The theatrics of the U.S.-Saudi summit will unfold amidst unusually active turmoil within the Gulf. Last month’s unusually blunt Saudi, Emirati and Bahraini démarche against Qatar failed to bring Kuwait and Oman (the rest of the Gulf Cooperation Council) on board. The divisions torpedoed the idea of Obama’s meeting with the assembled GCC leaders in Riyadh (which was probably a blessing in disguise, since it spared us a stomach-churning photo of the president shaking hands with the unrepentant king of Bahrain). Saudi, Emirati and Kuwaiti support for Egypt’s military coup risks turning into an open-ended financial drain, and infuriated many of the powerful Islamist forces at home. The ensuing Saudi listing of the Muslim Brotherhood as a terrorist organization has been deeply controversial in the kingdom and throughout the region. The costs and effects of Gulf support for jihadist groups in Syria have faced increasing public scrutiny.
These rising erratic gambits at home and abroad do not suggest a confident or unified set of regimes. Indeed, this should be the finest hour for the “regime security” theory, which has been the dominant framework for understanding the region’s security politics in recent years. The regime security framework emerged to challenge the conventional realist view of states primarily responding to external power and threat in their alliance and foreign policy choices. As Gregory Gause and other scholars have effectively demonstrated, these regimes often prioritized threats to their own power and survival from within as well as from abroad. Iran’s “threat” to Riyadh, for instance, had as much to do with its potential appeal to Saudi Shiites as it did with its pursuit of a nuclear arsenal.
This perspective seems to offer considerable traction on the domestic and regional maneuverings of Gulf regimes in the last few years. While no GCC regimes fell in the face of popular protest, the Arab uprisings clearly intensified and sharpened their internal regime security concerns. Regime efforts to insulate themselves from popular dissent included potentially unsustainable economic commitments and harsh domestic political crackdowns on seemingly trivial forms of public dissent.
As the regime security theorists would expect, these Gulf leaders have also sought to deal with their domestic troubles in part through foreign policy. The coordinated campaigns against the Muslim Brotherhood across the Middle East by Saudi Arabia and the United Arab Emirates (UAE) reflected this logic of shoring up domestic power through foreign policy activism. So did the financial and political support by wealthy Gulf monarchies for less well-endowed fellow monarchs across the region.

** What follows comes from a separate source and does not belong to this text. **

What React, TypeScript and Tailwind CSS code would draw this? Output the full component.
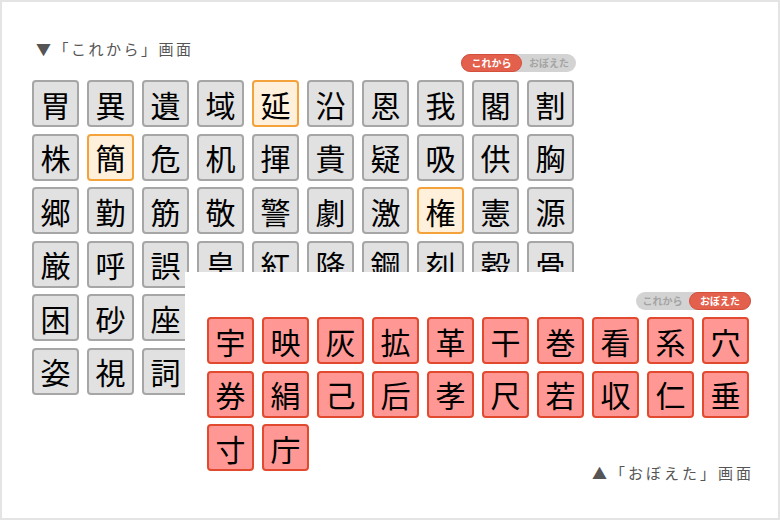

The claims of the “regime security” school should not be taken uncritically, of course, as Kristian Coates Ulrichsen notes. The regimes of the Gulf have often embraced crisis, in the formulation of Toby Jones, as a useful device for extracting international support and suppressing domestic dissent. After all, casting the political aspirations of the Shiites of Saudi Arabia’s Eastern Province, large numbers of Bahraini citizens, or youth activists demanding political reforms as a “security” challenge serves to delegitimize their political concerns and to justify a repressive response. Fred Wehrey notes how Saudi and Bahraini elites have for decades framed demands for political rights by oppressed Shiite communities as “security” threats linked to Iranian ambition. The labeling of the Muslim Brotherhood as a “terrorist” group has much less to do with security than with politics. And when there are real threats, they are often blowback from their own shortsighted survival strategies, such as the growing concern over the possible impact of the return of hardened jihadists from the Syrian insurgency that they backed.
These feelings of insecurity help to explain why some Saudi and other Gulf leaders worry so much about U.S. retrenchment from the region. Despite the continued deployment of U.S. troops across the region, as Gary Sick observes, many of these elites are troubled by the thought of a reduced U.S. security presence and willingness to deploy military force. Few who believe that the United States is retrenching will be convinced otherwise by presidential visits or by speeches about continuing security partnership and enduring common interests. In part, that’s because they are probably right. The United States did manage to extricate itself from Iraq, and did defy conventional foreign policy wisdom by refusing to plunge more deeply into the Syrian civil war.
If the United States manages to secure a viable nuclear deal with Iran, it would reduce the risk of war and create pressures and opportunities to build more constructive relations – anathema to a grand strategy built around regional confrontation with Tehran. Still, the fact that Saudi Arabia has so publicly lambasted the Obama administration suggests that the Saudis don’t actually fear abandonment all that much. If they did, they might be more keen to find ways to reassure rather than to confront Washington.